Appendix: This is a real problem

Here are some objections I read in internet discussions over the years:

Why not just verify all the code used in a project or product?
- As software gets more complicated, projects rely on more and more external packages, making it less economical to review all code
- These external packages get a lot updates themselves, fixing bugs or security issues, or managing their own dependencies
- Hackers get better at obfuscating the harmful code, so it looks innocent on casual look
- Programming is becoming more popular, meaning that most developers are novices. And detecting the warning signs for harmful code is not taught formally in most courses.
Can’t we trust the package repositories to provide only safe packages?

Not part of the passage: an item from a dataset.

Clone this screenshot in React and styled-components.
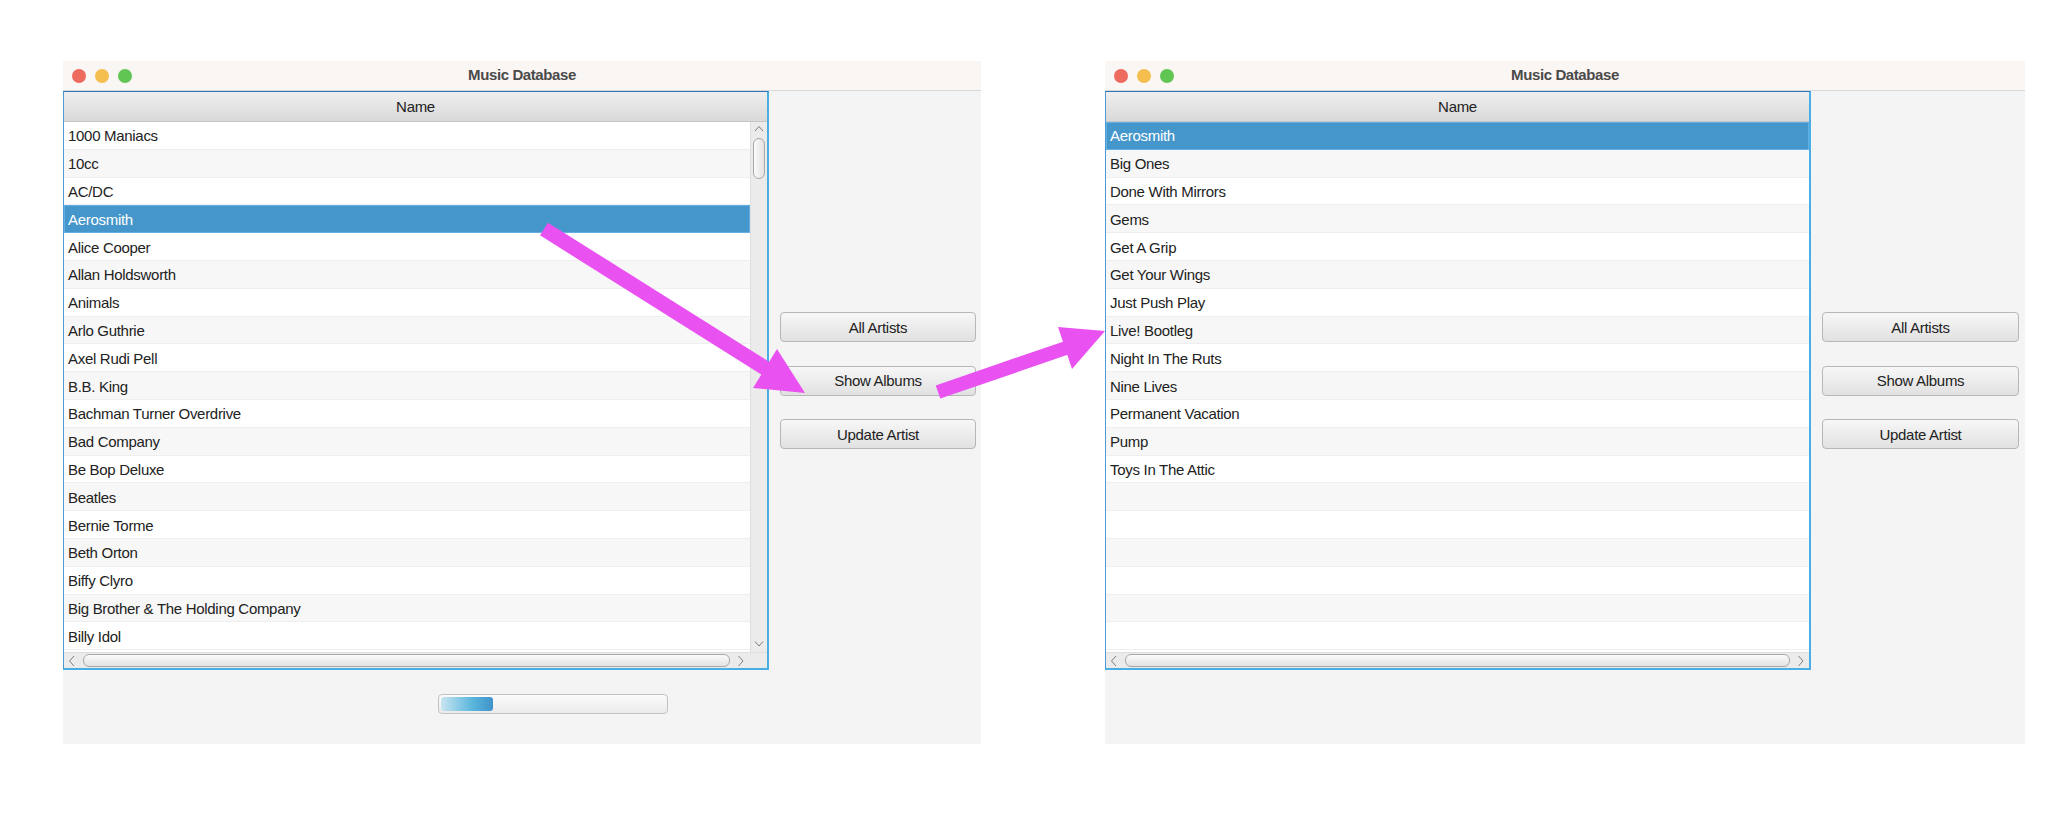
import React from 'react'
import styled, { createGlobalStyle } from 'styled-components'

const GlobalStyle = createGlobalStyle`
  html, body {
    margin: 0;
    padding: 0;
    background: #ffffff;
  }
  body {
    font-family: "Liberation Sans", Arial, sans-serif;
    color: #222;
  }
`

const Page = styled.div`
  position: relative;
  width: 2064px;
  height: 830px;
  box-sizing: border-box;
  padding: 61px 0 0 63px;
  display: flex;
  align-items: flex-start;
  gap: 124px;
`

const Window = styled.div`
  width: ${p => p.$width}px;
  height: 683px;
  background: #f4f4f4;
  display: flex;
  flex-direction: column;
`

const TitleBar = styled.div`
  height: 29px;
  border-bottom: 1px solid #d9d9d9;
  background: #faf6f3;
  display: grid;
  grid-template-columns: 1fr auto 1fr;
  align-items: center;
`

const Lights = styled.div`
  display: flex;
  gap: 9px;
  padding-left: 9px;
`

const Light = styled.span`
  width: 14px;
  height: 14px;
  border-radius: 50%;
  background: ${p => p.$color};
`

const Title = styled.div`
  font-size: 15px;
  font-weight: bold;
  color: #4a4a4a;
  letter-spacing: -0.4px;
  margin-top: -2px;
`

const Content = styled.div`
  height: 579px;
  display: flex;
`

const Table = styled.div`
  width: 706px;
  box-sizing: border-box;
  border-top: 1px solid #2f74b8;
  border-left: 1px solid #4c99d4;
  border-right: 2px solid #4aaee5;
  border-bottom: 2px solid #4aaee5;
  display: flex;
  flex-direction: column;
  background: #fff;
`

const Header = styled.div`
  height: 30px;
  box-sizing: border-box;
  border-bottom: 1px solid #c6c6c6;
  background: linear-gradient(#efefef, #d9d9d9);
  display: flex;
  align-items: center;
  justify-content: center;
  font-size: 15px;
  letter-spacing: -0.3px;
  color: #222;
`

const RowsArea = styled.div`
  flex: 1;
  display: flex;
  overflow: hidden;
`

const List = styled.div`
  flex: 1;
  overflow: hidden;
`

const Row = styled.div`
  height: 27.8px;
  box-sizing: border-box;
  padding-left: 4px;
  display: flex;
  align-items: center;
  font-size: 15px;
  letter-spacing: -0.3px;
  white-space: nowrap;
  color: ${p => (p.$selected ? '#fff' : '#222')};
  background: ${p => (p.$selected ? '#4597cb' : p.$odd ? '#f7f7f7' : '#ffffff')};
  box-shadow: ${p =>
    p.$selected ? 'inset 0 0 0 1px #63b1e2' : 'inset 0 -1px 0 #eeeeee'};
`

const VScroll = styled.div`
  width: 17px;
  background: #ebebeb;
  border-left: 1px solid #dedede;
  box-sizing: border-box;
  display: flex;
  flex-direction: column;
  align-items: center;
  padding: 3px 0 4px;
`

const VThumb = styled.div`
  width: 12px;
  height: 41px;
  margin-top: 5px;
  box-sizing: border-box;
  border: 1px solid #a9a9a9;
  border-radius: 6px;
  background: linear-gradient(90deg, #fbfbfb, #e2e2e2);
`

const Spacer = styled.div`
  flex: 1;
`

const HScroll = styled.div`
  height: 16px;
  box-sizing: border-box;
  background: #ebebeb;
  border-top: 1px solid #dedede;
  display: flex;
  align-items: center;
  padding: 0 ${p => (p.$corner ? 22 : 4)}px 0 4px;
  gap: 7px;
`

const HThumb = styled.div`
  flex: 1;
  height: 13px;
  box-sizing: border-box;
  border: 1px solid #a9a9a9;
  border-radius: 6px;
  background: linear-gradient(#fbfbfb, #e2e2e2);
`

const Side = styled.div`
  flex: 1;
  display: flex;
  flex-direction: column;
  justify-content: center;
  gap: 23.5px;
  padding: 0 ${p => p.$right}px 0 11px;
`

const Button = styled.div`
  height: 30px;
  box-sizing: border-box;
  border: 1px solid #b7b7b7;
  border-radius: 4px;
  background: linear-gradient(#f7f7f7, #e1e1e1);
  display: flex;
  align-items: center;
  justify-content: center;
  font-size: 15px;
  letter-spacing: -0.3px;
  color: #222;
`

const Bottom = styled.div`
  flex: 1;
  padding: 24px 0 0 375px;
`

const Progress = styled.div`
  width: 230px;
  height: 20px;
  box-sizing: border-box;
  border: 1px solid #c2c2c2;
  border-radius: 4px;
  background: linear-gradient(#fbfbfb, #ebebeb);
  padding: 2px;
`

const ProgressFill = styled.div`
  height: 100%;
  border-radius: 3px;
  background: linear-gradient(90deg, #c8e5f1, #5ab6dc 60%, #3f93c9);
`

const Overlay = styled.svg`
  position: absolute;
  left: 0;
  top: 0;
  pointer-events: none;
`

const Chevron = ({ dir }) => {
  const pts = {
    up: '1,6 5,1.5 9,6',
    down: '1,1.5 5,6 9,1.5',
    left: '6,1 1.5,6 6,11',
    right: '1.5,1 6,6 1.5,11',
  }[dir]
  const vertical = dir === 'up' || dir === 'down'
  return (
    <svg width={vertical ? 10 : 8} height={vertical ? 8 : 12} style={{ flexShrink: 0 }}>
      <polyline points={pts} fill="none" stroke="#7d7d7d" strokeWidth="1" />
    </svg>
  )
}

const artists = [
  '1000 Maniacs', '10cc', 'AC/DC', 'Aerosmith', 'Alice Cooper', 'Allan Holdsworth',
  'Animals', 'Arlo Guthrie', 'Axel Rudi Pell', 'B.B. King', 'Bachman Turner Overdrive',
  'Bad Company', 'Be Bop Deluxe', 'Beatles', 'Bernie Torme', 'Beth Orton', 'Biffy Clyro',
  'Big Brother & The Holding Company', 'Billy Idol',
]

const albums = [
  'Aerosmith', 'Big Ones', 'Done With Mirrors', 'Gems', 'Get A Grip', 'Get Your Wings',
  'Just Push Play', 'Live! Bootleg', 'Night In The Ruts', 'Nine Lives',
  'Permanent Vacation', 'Pump', 'Toys In The Attic', '', '', '', '', '', '',
]

function MusicWindow({ width, items, selected, scroll, progress, right }) {
  return (
    <Window $width={width}>
      <TitleBar>
        <Lights>
          <Light $color="#ed6a5e" />
          <Light $color="#f5bf4f" />
          <Light $color="#61c554" />
        </Lights>
        <Title>Music Database</Title>
        <div />
      </TitleBar>
      <Content>
        <Table>
          <Header>Name</Header>
          <RowsArea>
            <List>
              {items.map((name, i) => (
                <Row key={i} $odd={i % 2 === 1} $selected={i === selected}>
                  {name}
                </Row>
              ))}
            </List>
            {scroll && (
              <VScroll>
                <Chevron dir="up" />
                <VThumb />
                <Spacer />
                <Chevron dir="down" />
              </VScroll>
            )}
          </RowsArea>
          <HScroll $corner={scroll}>
            <Chevron dir="left" />
            <HThumb />
            <Chevron dir="right" />
          </HScroll>
        </Table>
        <Side $right={right}>
          <Button>All Artists</Button>
          <Button>Show Albums</Button>
          <Button>Update Artist</Button>
        </Side>
      </Content>
      <Bottom>
        {progress && (
          <Progress>
            <ProgressFill style={{ width: `${progress}%` }} />
          </Progress>
        )}
      </Bottom>
    </Window>
  )
}

export default function App() {
  return (
    <Page>
      <GlobalStyle />
      <MusicWindow width={918} items={artists} selected={3} scroll progress={23} right={5} />
      <MusicWindow width={920} items={albums} selected={0} right={6} />
      <Overlay width="2064" height="830">
        <g fill="#e951f1" stroke="none">
          <line x1="544" y1="229" x2="768" y2="370" stroke="#e951f1" strokeWidth="15" />
          <polygon points="777,349 753,388 805,393" />
          <line x1="938" y1="392" x2="1066" y2="348" stroke="#e951f1" strokeWidth="14" />
          <polygon points="1058,327 1072,369 1105,331" />
        </g>
      </Overlay>
    </Page>
  )
}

- To be fair, package repositories do this pretty well, and are safe to use
- But it’s becoming harder, since more code is added all the time, and interactions between packages can carry the same risks as code inside packages
- Package repositories are managed by the language communities. This limits their resources to mainly volunteers and sometimes a few paid developers for the infrastructure, but not security experts.
- It’s not a good idea to put commercial entities in charge of the repositories. They may give good service for a while but they are not reliable: the benefit companies get from serving the community is reputation, which they use later to promote their products. If it’s a package repository this probably means pushing paid products over free packages.
  - And in order to be profitable, the profits from the resource and the reputation must eventually be higher than the investment in it
- Giving control to public or government entities may work well in the long term but digital infrastructure isn’t treated this way nowadays.